▶ WHAT THE TASK REQUIRES
Every line below that holds the string "with" should be copied out.

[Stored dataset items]
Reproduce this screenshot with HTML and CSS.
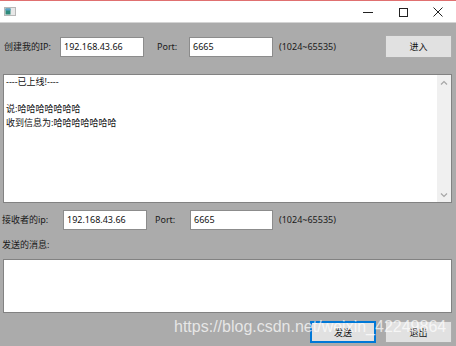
FILE: index.html
```html
<!DOCTYPE html>
<html>
<head>
<meta charset="utf-8">
<link rel="stylesheet" href="styles.css">
</head>
<body>
<div class="window">
  <div class="titlebar">
    <svg class="app-icon" width="12" height="9" viewBox="0 0 12 9">
      <rect x="0.5" y="0.5" width="11" height="8" fill="#e8e8e8" stroke="#b8b8b8"/>
      <rect x="1.5" y="1.5" width="5" height="6" fill="#2e8a7a"/>
      <rect x="1.5" y="1.5" width="5" height="2" fill="#5aa0c8"/>
    </svg>
    <div class="controls">
      <svg class="ctl" width="12" height="12" viewBox="0 0 12 12"><line x1="1" y1="6.5" x2="11" y2="6.5" stroke="#222" stroke-width="1"/></svg>
      <svg class="ctl" width="12" height="12" viewBox="0 0 12 12"><rect x="2.5" y="2.5" width="8" height="8" fill="none" stroke="#222" stroke-width="1"/></svg>
      <svg class="ctl" width="12" height="12" viewBox="0 0 12 12"><path d="M1.5 1.5 L10.5 10.5 M10.5 1.5 L1.5 10.5" stroke="#222" stroke-width="1"/></svg>
    </div>
  </div>
  <div class="client">
    <div class="row row-top">
      <span class="lbl lbl-my">创建我的IP:</span>
      <div class="field f-ip1">192.168.43.66</div>
      <span class="lbl lbl-port1">Port:</span>
      <div class="field f-port">6665</div>
      <span class="lbl range">(1024~65535)</span>
      <div class="btn btn-enter">进入</div>
    </div>
    <div class="log">
      <div class="log-text">
        <div>----已上线!----</div>
        <div>&nbsp;</div>
        <div>说:哈哈哈哈哈哈哈</div>
        <div>收到信息为:哈哈哈哈哈哈哈</div>
      </div>
      <div class="scrollbar">
        <svg width="8" height="6" viewBox="0 0 8 6"><path d="M1 4.5 L4 1.5 L7 4.5" fill="none" stroke="#a6a6a6" stroke-width="1.2"/></svg>
        <svg width="8" height="6" viewBox="0 0 8 6"><path d="M1 1.5 L4 4.5 L7 1.5" fill="none" stroke="#a6a6a6" stroke-width="1.2"/></svg>
      </div>
    </div>
    <div class="row row-recv">
      <span class="lbl lbl-recv">接收者的ip:</span>
      <div class="field f-ip2">192.168.43.66</div>
      <span class="lbl lbl-port2">Port:</span>
      <div class="field f-port2">6665</div>
      <span class="lbl range">(1024~65535)</span>
    </div>
    <div class="lbl msg-lbl">发送的消息:</div>
    <div class="msgbox"></div>
    <div class="actions">
      <div class="btn btn-send">发送</div>
      <div class="btn btn-exit">退出</div>
    </div>
  </div>
  <div class="watermark">https://blog.csdn.net/weixin_42249864</div>
</div>
</body>
</html>
```

FILE: styles.css
```css
* { box-sizing: border-box; }
html, body { margin: 0; padding: 0; }
body {
  width: 456px;
  height: 346px;
  overflow: hidden;
  font-family: "Noto Sans", "Noto Sans CJK SC", sans-serif;
  font-size: 9px;
  color: #1a1a1a;
}
.window {
  position: relative;
  width: 456px;
  height: 346px;
  background: #ababab;
}
.titlebar {
  height: 23px;
  background: #fff;
  border-top: 1px solid #e07070;
  border-bottom: 1px solid #d4d4d4;
  display: flex;
  align-items: center;
  padding-left: 4px;
}
.app-icon { display: block; margin-top: 0px; }
.controls {
  margin-left: auto;
  display: flex;
  align-items: center;
  gap: 23px;
  padding-right: 12px;
}
.ctl { display: block; }
.client {
  display: flex;
  flex-direction: column;
  padding: 0 4px 0 3px;
}
.row {
  display: flex;
  align-items: center;
}
.row-top { height: 23px; margin-top: 12px; }
.lbl { white-space: nowrap; line-height: 12px; }
.lbl-my { width: 57px; padding-left: 1px; }
.field {
  height: 20px;
  background: #fff;
  border: 1px solid #8c8c8c;
  padding-left: 3px;
  line-height: 18px;
  color: #111;
}
.f-ip1 { width: 84px; }
.lbl-port1 { margin-left: 13px; width: 32px; }
.f-port { width: 84px; }
.range { margin-left: 6px; }
.btn {
  height: 23px;
  background: #e1e1e1;
  border: 1px solid #adadad;
  display: flex;
  align-items: center;
  justify-content: center;
  color: #111;
}
.btn-enter { margin-left: auto; width: 67px; }
.log {
  margin-top: 16px;
  height: 129px;
  background: #fff;
  border: 1px solid #828282;
  display: flex;
}
.log-text {
  flex: 1;
  padding: 0 0 0 2px;
  line-height: 13.6px;
  padding-top: 0px;
  color: #111;
}
.scrollbar {
  width: 14px;
  background: #f0f0f0;
  display: flex;
  flex-direction: column;
  justify-content: space-between;
  align-items: center;
  padding: 5px 0 4px;
}
.scrollbar svg { display: block; }
.row-recv { height: 20px; margin-top: 7px; margin-left: -1px; }
.lbl-recv { width: 61px; }
.f-ip2 { width: 84px; }
.lbl-port2 { margin-left: 8px; width: 35px; }
.f-port2 { width: 83px; }
.msg-lbl { margin-top: 9px; margin-left: -1px; height: 12px; }
.msgbox {
  margin-top: 8px;
  height: 54px;
  background: #fff;
  border: 1px solid #828282;
}
.actions {
  margin-top: 8px;
  display: flex;
  justify-content: flex-end;
  gap: 9px;
}
.btn-send { width: 66px; height: 22px; border: 1px solid #0078d7; box-shadow: inset 0 0 0 1px #0078d7; }
.btn-exit { width: 67px; height: 22px; }
.watermark {
  position: absolute;
  left: 174px;
  top: 318px;
  font-family: "Liberation Sans", Arial, sans-serif;
  font-size: 16px;
  line-height: 18px;
  color: rgba(255, 255, 255, 0.72);
  white-space: nowrap;
}
```
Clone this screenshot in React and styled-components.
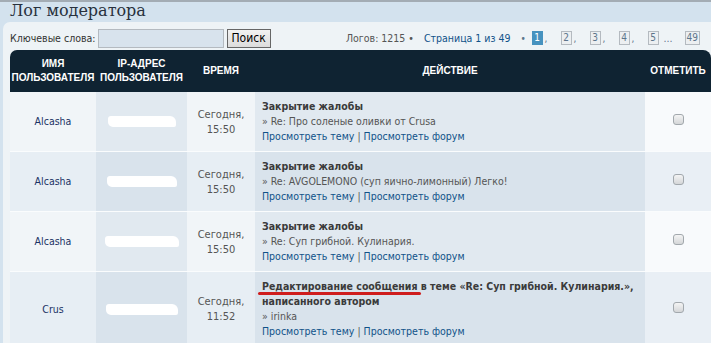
import React from "react";
import styled, { createGlobalStyle } from "styled-components";

const GlobalStyle = createGlobalStyle`
  body {
    margin: 0;
    background: #d3e2ee;
    font-family: "DejaVu Sans Condensed", "DejaVu Sans", "Liberation Sans", sans-serif;
    font-stretch: condensed;
  }
`;

const Page = styled.div`
  border-top: 2px solid #a3acb4;
  overflow: hidden;
`;

const Title = styled.h2`
  margin: 0;
  padding: 0 10px;
  height: 20px;
  line-height: 18px;
  font-family: "DejaVu Serif", "Liberation Serif", serif;
  font-stretch: normal;
  font-weight: normal;
  font-size: 16px;
  color: #28313d;
`;

const Panel = styled.div`
  margin-left: 3px;
  background: #eef3f6;
  border-radius: 7px 0 0 0;
  padding: 5px 0 0 7px;
`;

const Toolbar = styled.div`
  display: flex;
  justify-content: space-between;
  align-items: center;
  height: 22px;
  margin-bottom: 1px;
`;

const Search = styled.div`
  display: flex;
  align-items: center;
  font-size: 10.5px;
  color: #333;
`;

const Input = styled.input`
  width: 124px;
  height: 17px;
  margin: 0 3px 0 2px;
  padding: 0;
  border: 1px solid #b4bac0;
  background: #d8e3ed;
`;

const Button = styled.button`
  height: 19px;
  padding: 0 4px;
  border: 1px solid #666;
  background: linear-gradient(#f2f2f2, #dcdcdc);
  font-family: inherit;
  font-stretch: condensed;
  font-size: 12px;
  color: #000;
`;

const Info = styled.div`
  display: flex;
  align-items: center;
  padding-right: 11px;
  font-size: 10.5px;
  color: #555;
`;

const Link = styled.a`
  color: #105289;
  text-decoration: none;
`;

const Count = styled.span`
  margin-right: 10px;
`;

const Pages = styled.span`
  display: flex;
  align-items: center;
`;

const PageBox = styled.span`
  display: inline-block;
  min-width: 7px;
  padding: 0 1px;
  line-height: 12px;
  font-size: 10px;
  text-align: center;
  border: 1px solid ${(p) => (p.$active ? "#4692bf" : "#b4bac0")};
  background: ${(p) => (p.$active ? "#4692bf" : "#eceff1")};
  color: ${(p) => (p.$active ? "#fff" : "#5c758c")};
`;

const Sep = styled.span`
  display: inline-block;
  width: ${(p) => p.$w || 16}px;
  font-size: 10px;
  color: #5c758c;
  padding-left: ${(p) => p.$pl ?? 2}px;
`;

const Table = styled.table`
  width: 701px;
  table-layout: fixed;
  border-collapse: separate;
  border-spacing: 0;
`;

const Th = styled.th`
  height: 42px;
  padding: 0;
  background: #0f2332;
  color: #fff;
  font-family: "Liberation Sans", sans-serif;
  font-stretch: normal;
  font-weight: bold;
  font-size: 10px;
  line-height: 14px;
  text-transform: uppercase;
  text-align: center;
  white-space: nowrap;
  &:first-child { border-radius: 7px 0 0 0; }
  &:last-child { border-radius: 0 8px 0 0; }
`;

const Row = styled.tr`
  --light: ${(p) => (p.$alt ? "#e7eef4" : "#f1f5f8")};
  --dark: ${(p) => (p.$alt ? "#d9e3ec" : "#e1e9f0")};
  --mark: ${(p) => (p.$alt ? "#e9eff5" : "#f8fafc")};
`;

const Td = styled.td`
  height: 59px;
  padding: 0;
  border-bottom: 1px solid #fafcfd;
  font-size: 10.5px;
  line-height: 15px;
  text-align: center;
  vertical-align: middle;
  background: var(--${(p) => p.$shade || "light"});
`;

const Name = styled(Link)`
  color: #1b3264;
`;

const Blot = styled.div`
  width: ${(p) => p.$w}px;
  height: 11px;
  margin: 0 auto;
  background: #fff;
  border-radius: 3px 6px 2px 5px;
`;

const Time = styled.div`
  color: #555;
  font-size: 11px;
`;

const Action = styled(Td)`
  height: 45px;
  text-align: left;
  padding: 7px 2px 7px 7px;
  color: #555;
`;

const Strong = styled.div`
  font-weight: bold;
  color: #3b3b3b;
`;

const Marked = styled.span`
  position: relative;
  &::after {
    content: "";
    position: absolute;
    left: -4px;
    right: -3px;
    bottom: -3px;
    height: 3px;
    border-radius: 2px;
    background: #cf1d1d;
  }
`;

const Bar = styled.span`
  color: #555;
  margin: 0 3px;
`;

const Check = styled.input`
  appearance: none;
  width: 11px;
  height: 11px;
  margin: 0;
  border: 1px solid #a2a8ad;
  border-radius: 3px;
  background: linear-gradient(#f4f4f4, #d4d6d8);
`;

const rows = [
  { name: "Alcasha", blot: 68, date: "15:50", title: "Закрытие жалобы", sub: "» Re: Про соленые оливки от Crusa" },
  { name: "Alcasha", blot: 70, date: "15:50", title: "Закрытие жалобы", sub: "» Re: AVGOLEMONO (суп яично-лимонный) Легко!" },
  { name: "Alcasha", blot: 74, date: "15:50", title: "Закрытие жалобы", sub: "» Re: Суп грибной. Кулинария." },
  { name: "Crus", blot: 72, date: "11:52", edit: true, sub: "» irinka" },
];

export default function App() {
  return (
    <Page>
      <GlobalStyle />
      <Title>Лог модератора</Title>
      <Panel>
        <Toolbar>
          <Search>
            Ключевые слова:
            <Input />
            <Button>Поиск</Button>
          </Search>
          <Info>
            <Count>Логов: 1215 •</Count>
            <Link href="#">Страница 1 из 49</Link>
            <Pages>
              <Sep $w={11} $pl={10}>•</Sep>
              <PageBox $active>1</PageBox><Sep>,</Sep>
              <PageBox>2</PageBox><Sep>,</Sep>
              <PageBox>3</PageBox><Sep>,</Sep>
              <PageBox>4</PageBox><Sep>,</Sep>
              <PageBox>5</PageBox><Sep $w={21} $pl={5}>…</Sep>
              <PageBox>49</PageBox>
            </Pages>
          </Info>
        </Toolbar>
        <Table>
          <colgroup>
            <col style={{ width: 86 }} />
            <col style={{ width: 91 }} />
            <col style={{ width: 68 }} />
            <col style={{ width: 390 }} />
            <col style={{ width: 66 }} />
          </colgroup>
          <thead>
            <tr>
              <Th>Имя<br />пользователя</Th>
              <Th>IP-адрес<br />пользователя</Th>
              <Th>Время</Th>
              <Th>Действие</Th>
              <Th>Отметить</Th>
            </tr>
          </thead>
          <tbody>
            {rows.map((r, i) => (
              <Row key={i} $alt={i % 2 === 1}>
                <Td><Name href="#">{r.name}</Name></Td>
                <Td $shade="dark"><Blot $w={r.blot} /></Td>
                <Td><Time>Сегодня,<br />{r.date}</Time></Td>
                <Action $shade="dark">
                  {r.edit ? (
                    <Strong>
                      <Marked>Редактирование сообщения</Marked> в теме «Re: Суп грибной. Кулинария.»,
                      написанного автором
                    </Strong>
                  ) : (
                    <Strong>{r.title}</Strong>
                  )}
                  <div>{r.sub}</div>
                  <div>
                    <Link href="#">Просмотреть тему</Link>
                    <Bar>|</Bar>
                    <Link href="#">Просмотреть форум</Link>
                  </div>
                </Action>
                <Td $shade="mark"><Check type="checkbox" /></Td>
              </Row>
            ))}
          </tbody>
        </Table>
      </Panel>
    </Page>
  );
}
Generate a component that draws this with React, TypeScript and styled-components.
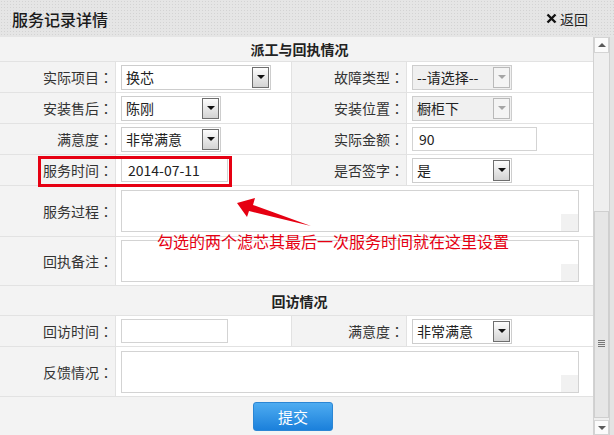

▶ THE RESPONSE
Reproduce this screenshot with HTML and CSS.
Generate a component that draws this with React, TypeScript and styled-components.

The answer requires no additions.